** BEGIN Information provided **

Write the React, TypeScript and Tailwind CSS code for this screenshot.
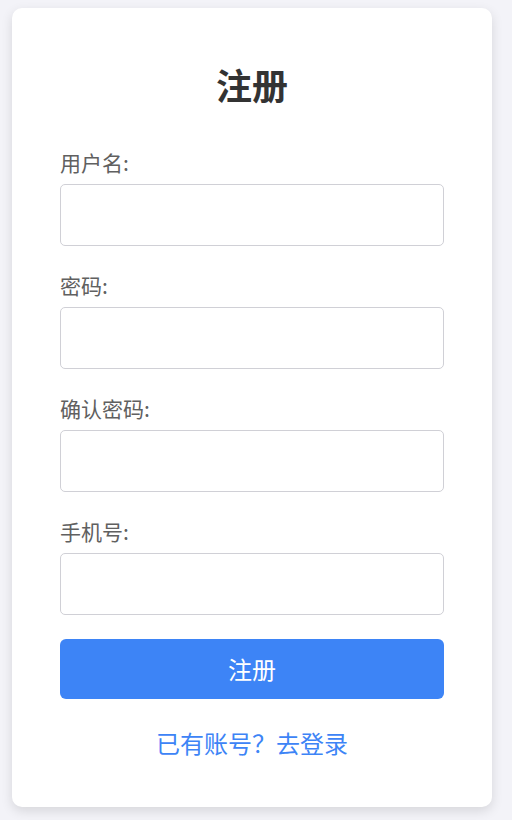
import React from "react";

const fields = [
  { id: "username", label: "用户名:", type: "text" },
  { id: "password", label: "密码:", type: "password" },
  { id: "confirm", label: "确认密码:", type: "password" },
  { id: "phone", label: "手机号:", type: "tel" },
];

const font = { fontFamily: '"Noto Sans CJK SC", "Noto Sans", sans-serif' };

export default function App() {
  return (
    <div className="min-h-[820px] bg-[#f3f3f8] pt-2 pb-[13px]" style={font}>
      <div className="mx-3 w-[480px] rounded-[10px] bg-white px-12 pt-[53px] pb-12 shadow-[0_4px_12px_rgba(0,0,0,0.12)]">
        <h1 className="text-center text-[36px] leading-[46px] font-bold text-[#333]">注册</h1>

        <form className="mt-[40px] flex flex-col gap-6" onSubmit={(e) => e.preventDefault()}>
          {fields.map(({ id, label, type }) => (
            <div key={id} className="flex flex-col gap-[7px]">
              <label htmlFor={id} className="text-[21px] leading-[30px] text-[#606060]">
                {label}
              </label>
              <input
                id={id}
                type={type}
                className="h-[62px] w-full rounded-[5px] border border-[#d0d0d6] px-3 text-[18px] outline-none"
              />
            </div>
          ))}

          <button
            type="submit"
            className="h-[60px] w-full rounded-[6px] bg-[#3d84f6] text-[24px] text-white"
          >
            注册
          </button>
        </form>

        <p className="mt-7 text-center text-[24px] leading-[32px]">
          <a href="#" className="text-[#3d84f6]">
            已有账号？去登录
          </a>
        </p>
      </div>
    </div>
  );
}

** END Information provided **

Leaving out the pictures, repeat the data above exactly.

Write the React, TypeScript and Tailwind CSS code for this screenshot.
import React from "react";

const fields = [
  { id: "username", label: "用户名:", type: "text" },
  { id: "password", label: "密码:", type: "password" },
  { id: "confirm", label: "确认密码:", type: "password" },
  { id: "phone", label: "手机号:", type: "tel" },
];

const font = { fontFamily: '"Noto Sans CJK SC", "Noto Sans", sans-serif' };

export default function App() {
  return (
    <div className="min-h-[820px] bg-[#f3f3f8] pt-2 pb-[13px]" style={font}>
      <div className="mx-3 w-[480px] rounded-[10px] bg-white px-12 pt-[53px] pb-12 shadow-[0_4px_12px_rgba(0,0,0,0.12)]">
        <h1 className="text-center text-[36px] leading-[46px] font-bold text-[#333]">注册</h1>

        <form className="mt-[40px] flex flex-col gap-6" onSubmit={(e) => e.preventDefault()}>
          {fields.map(({ id, label, type }) => (
            <div key={id} className="flex flex-col gap-[7px]">
              <label htmlFor={id} className="text-[21px] leading-[30px] text-[#606060]">
                {label}
              </label>
              <input
                id={id}
                type={type}
                className="h-[62px] w-full rounded-[5px] border border-[#d0d0d6] px-3 text-[18px] outline-none"
              />
            </div>
          ))}

          <button
            type="submit"
            className="h-[60px] w-full rounded-[6px] bg-[#3d84f6] text-[24px] text-white"
          >
            注册
          </button>
        </form>

        <p className="mt-7 text-center text-[24px] leading-[32px]">
          <a href="#" className="text-[#3d84f6]">
            已有账号？去登录
          </a>
        </p>
      </div>
    </div>
  );
}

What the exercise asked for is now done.